In the following years, Hancock would take six trips to the vast, treeless plains. What he discovered there is presented in great detail and beauty in his book Not for Sale, which Senator Angus King describes as “part spiritual journal, part moving portrait of some extraordinary people, and part leadership manual.” Among other things, his time on Pine Ridge taught Hancock to view the trouble with his voice as a blessing. “When you can’t talk, you listen,” he says. “I started to realize that my job as a leader is to strengthen the voices of others.”

Had I visited Casco 10 years ago, I would have met the president of Hancock Lumber. Last fall, I was lucky enough to meet Kevin Hancock himself. Hancock makes a point of differentiating between the person and the position—for his own well-being, and for the well-being of the people who work there as well. For the past few years, Hancock has tried to create a work environment where all employees have the opportunity to lead, to make decisions, to say what they think, and to live rich, fulfilling lives that are separate from the jobs they do.

That effort has yielded both quantitative and qualitative results.
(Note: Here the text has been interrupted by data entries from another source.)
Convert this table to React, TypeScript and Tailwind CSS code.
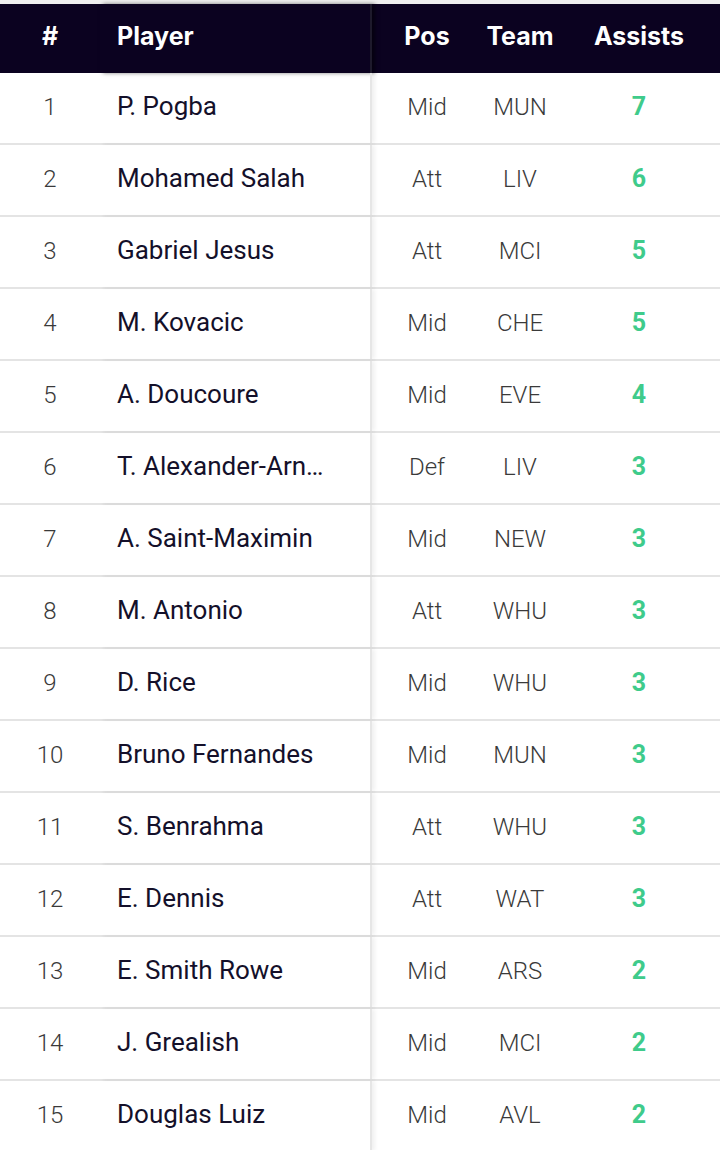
import React from "react";

const rows: [number, string, string, string, number][] = [
  [1, "P. Pogba", "Mid", "MUN", 7],
  [2, "Mohamed Salah", "Att", "LIV", 6],
  [3, "Gabriel Jesus", "Att", "MCI", 5],
  [4, "M. Kovacic", "Mid", "CHE", 5],
  [5, "A. Doucoure", "Mid", "EVE", 4],
  [6, "T. Alexander-Arn…", "Def", "LIV", 3],
  [7, "A. Saint-Maximin", "Mid", "NEW", 3],
  [8, "M. Antonio", "Att", "WHU", 3],
  [9, "D. Rice", "Mid", "WHU", 3],
  [10, "Bruno Fernandes", "Mid", "MUN", 3],
  [11, "S. Benrahma", "Att", "WHU", 3],
  [12, "E. Dennis", "Att", "WAT", 3],
  [13, "E. Smith Rowe", "Mid", "ARS", 2],
  [14, "J. Grealish", "Mid", "MCI", 2],
  [15, "Douglas Luiz", "Mid", "AVL", 2],
];

export default function App() {
  return (
    <div className="w-[720px] h-[1150px] overflow-hidden bg-white">
      <div className="h-[4px] bg-[#efefef]" />
      <div
        className="grid grid-cols-[100px_272px_110px_76px_1fr] h-[69px] bg-[#0b0220] text-white text-[25px] font-bold items-center"
        style={{ fontFamily: "Inter, 'Noto Sans', sans-serif" }}
      >
        <div className="text-center pb-[3px]">#</div>
        <div className="h-full flex items-center pl-[17px] pb-[3px] border-r-2 border-[#1e1a2c] shadow-[3px_0_4px_rgba(0,0,0,0.5)]">
          Player
        </div>
        <div className="text-center pb-[3px]">Pos</div>
        <div className="text-center pb-[3px]">Team</div>
        <div className="text-center pb-[3px]">Assists</div>
      </div>
      {rows.map(([n, name, pos, team, a]) => (
        <div
          key={n}
          className="grid grid-cols-[100px_272px_110px_76px_1fr] h-[72px] border-b-2 border-[#e4e4e4] items-center text-[24px]"
          style={{ fontFamily: "Roboto, 'Liberation Sans', sans-serif" }}
        >
          <div className="text-center font-light text-[#3a3a3a] pb-[3px]">{n}</div>
          <div className="h-full flex items-center pl-[17px] pb-[3px] text-[26px] text-[#14102a] border-r-2 border-[#e6e6e6] shadow-[3px_0_4px_rgba(0,0,0,0.06)] whitespace-nowrap">
            {name}
          </div>
          <div className="text-center font-light text-[#3a3a3a] pb-[3px]">{pos}</div>
          <div className="text-center font-light text-[#3a3a3a] pb-[3px]">{team}</div>
          <div className="text-center font-bold text-[#3fcb8b] text-[25px] pb-[3px]">{a}</div>
        </div>
      ))}
    </div>
  );
}
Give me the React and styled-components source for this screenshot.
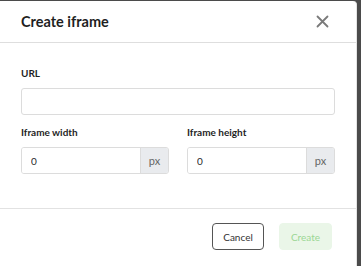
import React from 'react'
import styled, { createGlobalStyle } from 'styled-components'

const Global = createGlobalStyle`
  html, body {
    margin: 0;
    padding: 0;
    background: #4b4b4b;
    height: 266px;
    overflow: hidden;
  }
  * { box-sizing: border-box; }
`

const App = () => {
  return (
    <>
      <Global />
      <Dialog>
        <Header>
          <Title>Create iframe</Title>
          <Close aria-label="Close">
            <svg width="13" height="13" viewBox="0 0 13 13">
              <path d="M1.5 1.5 L11.5 11.5 M11.5 1.5 L1.5 11.5" stroke="#7a7a7a" strokeWidth="1.8" strokeLinecap="round" />
            </svg>
          </Close>
        </Header>

        <Body>
          <Field>
            <Label>URL</Label>
            <TextInput />
          </Field>

          <Row>
            <Field>
              <Label>Iframe width</Label>
              <Group>
                <GroupInput defaultValue="0" />
                <Addon>px</Addon>
              </Group>
            </Field>
            <Field>
              <Label>Iframe height</Label>
              <Group>
                <GroupInput defaultValue="0" />
                <Addon>px</Addon>
              </Group>
            </Field>
          </Row>
        </Body>

        <Footer>
          <Button>Cancel</Button>
          <Button primary disabled>Create</Button>
        </Footer>
      </Dialog>
    </>
  )
}

export default App

const Dialog = styled.div`
  margin-top: 1px;
  width: 357px;
  height: 265px;
  background: #fff;
  border-top-right-radius: 4px;
  border-right: 1px solid #e4e4e4;
  font-family: "Source Sans Pro", "Lato", "Noto Sans", sans-serif;
  color: #222;
  display: flex;
  flex-direction: column;
`

const Header = styled.div`
  height: 42px;
  display: flex;
  align-items: center;
  justify-content: space-between;
  padding: 0 27px 0 21px;
  border-bottom: 1px solid #dedede;
`

const Title = styled.h2`
  margin: 0;
  font-size: 14.5px;
  font-weight: 700;
  color: #1f1f1f;
`

const Close = styled.button`
  border: 0;
  background: none;
  padding: 0;
  display: flex;
  cursor: pointer;
`

const Body = styled.div`
  padding: 24px 21px 0 21px;
  display: flex;
  flex-direction: column;
  gap: 11px;
  height: 166px;
  border-bottom: 1px solid #e2e2e2;
`

const Row = styled.div`
  display: grid;
  grid-template-columns: 148px 148px;
  column-gap: 18px;
`

const Field = styled.div`
  display: flex;
  flex-direction: column;
`

const Label = styled.label`
  font-size: 10px;
  font-weight: 700;
  color: #1f1f1f;
  height: 13px;
  line-height: 13px;
  margin-bottom: 8px;
`

const TextInput = styled.input`
  height: 27px;
  width: 100%;
  border: 1px solid #dcdcdc;
  border-radius: 3px;
  background: #fff;
  outline: none;
`

const Group = styled.div`
  display: flex;
  height: 27px;
  border: 1px solid #dcdcdc;
  border-radius: 3px;
  overflow: hidden;
`

const GroupInput = styled.input`
  flex: 1;
  min-width: 0;
  border: 0;
  outline: none;
  padding: 0 0 0 9px;
  font-family: inherit;
  font-size: 10px;
  color: #2a2a2a;
  background: #fff;
`

const Addon = styled.span`
  width: 28px;
  background: #e9ebee;
  border-left: 1px solid #dcdcdc;
  display: flex;
  align-items: center;
  justify-content: center;
  font-size: 11px;
  color: #666;
`

const Footer = styled.div`
  display: flex;
  justify-content: flex-end;
  gap: 15px;
  padding: 14px 24px 0 0;
`

const Button = styled.button`
  height: 27px;
  width: ${p => (p.primary ? '53px' : '52px')};
  border-radius: 4px;
  font-family: inherit;
  font-size: 10px;
  border: 1px solid ${p => (p.primary ? '#eaf6e8' : '#555')};
  background: ${p => (p.primary ? '#eaf6e8' : '#fff')};
  color: ${p => (p.primary ? '#9bd694' : '#333')};
  cursor: pointer;
`
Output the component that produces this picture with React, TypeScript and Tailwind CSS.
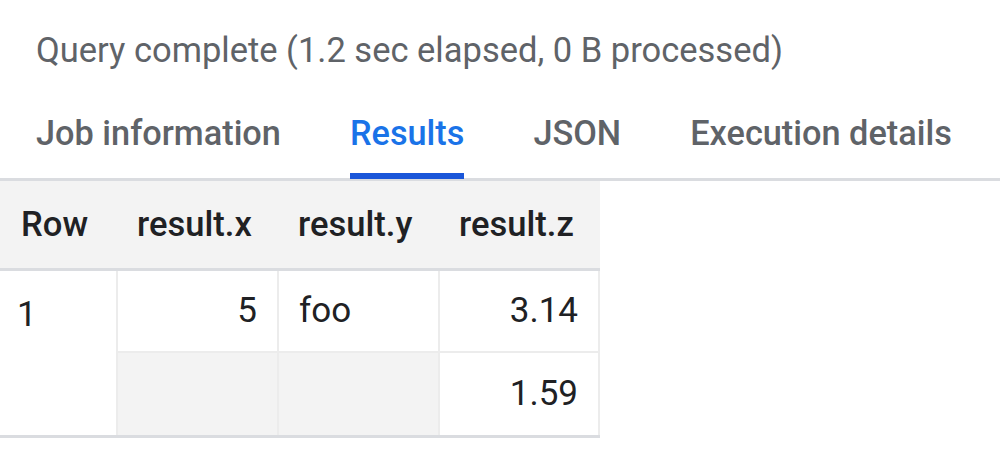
import React from "react";

const tabs = ["Job information", "Results", "JSON", "Execution details"];

export default function App() {
  return (
    <div className="w-[1000px] h-[454px] bg-white overflow-hidden font-['Roboto',sans-serif]">
      {/* Status line */}
      <div className="px-[36px] pt-[28px] h-[90px] text-[34.5px] leading-[44px] text-[#5f6368]">
        Query complete (1.2 sec elapsed, 0 B processed)
      </div>

      {/* Tabs */}
      <div className="flex gap-[69px] px-[36px] h-[91px] border-b-[3px] border-[#dadce0]">
        {tabs.map((t) => {
          const active = t === "Results";
          return (
            <div
              key={t}
              className={`relative flex items-center text-[34.3px] font-medium ${
                active ? "text-[#1a73e8]" : "text-[#5f6368]"
              }`}
            >
              {t}
              {active && (
                <span className="absolute left-0 right-0 bottom-[-1px] h-[6px] bg-[#1a56d9]" />
              )}
            </div>
          );
        })}
      </div>

      {/* Results table */}
      <div className="w-[600px] text-[35px] text-[#202124]">
        <div className="grid grid-cols-[116px_161px_161px_162px] h-[90px] bg-[#f3f3f3] border-b-[3px] border-[#dadce0] text-[34.6px] font-medium">
          <div className="flex items-center pl-[21px]">Row</div>
          <div className="flex items-center pl-[21px]">result.x</div>
          <div className="flex items-center pl-[21px]">result.y</div>
          <div className="flex items-center pl-[21px]">result.z</div>
        </div>
        <div className="grid grid-cols-[116px_161px_161px_162px] grid-rows-[82px_82px] border-b-[3px] border-[#dadce0]">
          <div className="row-span-2 pl-[17px] pt-[18px]">1</div>
          <div className="flex items-center justify-end pr-[20px] border-l-2 border-b-2 border-[#ececec]">5</div>
          <div className="flex items-center pl-[20px] border-l-2 border-b-2 border-[#ececec]">foo</div>
          <div className="flex items-center justify-end pr-[20px] border-x-2 border-b-2 border-[#ececec]">3.14</div>
          <div className="bg-[#f3f3f3] border-l-2 border-[#ececec]" />
          <div className="bg-[#f3f3f3] border-l-2 border-[#ececec]" />
          <div className="flex items-center justify-end pr-[20px] border-x-2 border-[#ececec]">1.59</div>
        </div>
      </div>
    </div>
  );
}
Drive by any Hancock Lumber location, and in addition to that familiar logo you’ll now see a sign celebrating the fact that the company has been named one of the best places to work in Maine for the second year in a row. “I love the award because it has nothing to do with me giving a speech or writing an essay about why I think Hancock Lumber is a great place to work,” says Hancock. “Everyone in the company takes a confidential, third- party-administered survey. The award is based on what the people who work at the company are actually experiencing.”

Driving home, pondering all that was said and all the ways in which Kevin Hancock pleasantly surprised me, I get a little lost. Eventually, I run into another Hancock Lumber location, so I decide to check it out. I pull into the parking lot and flip open my notebook. Before our meeting, I had written down a line from Not for Sale that reads, “We all come from a tribe, and while the pull of the past is strong, the soul is here to individuate.” Next to that, I write, As far as modern Maine tribes go, Hancock Lumber is a pretty indomitable one. Hancock is proud of his family’s legacy, but he knows that the best way to lead Hancock Lumber into its third century is by being his own man. So far, so good.